Although the terms church and sect have a long heritage in the writings of church historians, credit for their first attachment to sociological concepts belongs to Max Weber. Their popularization among scholars of religion in the modern sense, however, was through ethicist H. Richard Niebuhr’s adaptation of the work of Weber’s sometime associate Ernst Troeltsch, himself a historical ethicist. To understand much of the debate and confusion in contemporary sociological usage, it is necessary to review how the concepts fit into Weber’s sociology of religion and how the Troeltsch-Niebuhr synthesis introduced corruptions into that use that impaired their analytical power.
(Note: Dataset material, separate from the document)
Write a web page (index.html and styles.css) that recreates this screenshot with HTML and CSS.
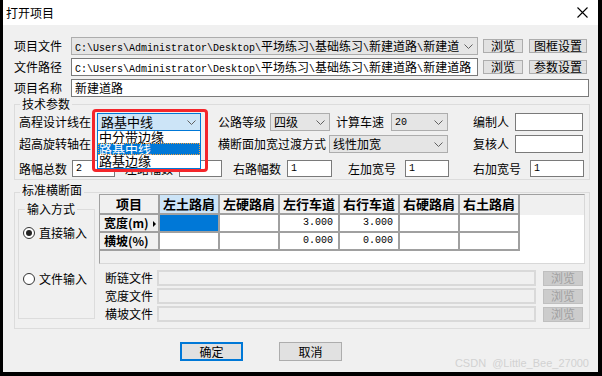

Weberian Sociology and Troeltschian Ethics
Weber’s sociology is united by the overarching thematic element of the processes of the rationalization of action. Weber was attempting to answer the question of why the universal historical rationalization disenchantment process had come to fruition most completely in the Anglo American “spirit” of capitalism. As part of this project Weber wanted to employ an analytical method that would allow him to maintain his commitment to the principle that sociology was a scientific discipline while dealing with historical data, wherein heretofore empathic verstehende Soziologie had failed to achieve conclusions that could in any way be compared to the accuracy of the experimental method. Weber’s answer was the comparative method using the tool of the ideal type: a hypothetically concrete reality, a mental construct based upon relevant empirical components, formed and explicitly delineated by the researcher to facilitate precise comparisons on specific points of interest. The conceptualizations of “church” and “sect,” like an inch in the measurement of length, serve to enable two or more religious organizations to be compared to each other. Church-sect theory in Weber’s usage was not a standard to which religious organizations were compared but by which they were compared. The critical differentiating variable for Weber was ”mode of membership” – whether the normal method of membership recruitment of the organization was by ”birth” (church) or ”decision” (sect).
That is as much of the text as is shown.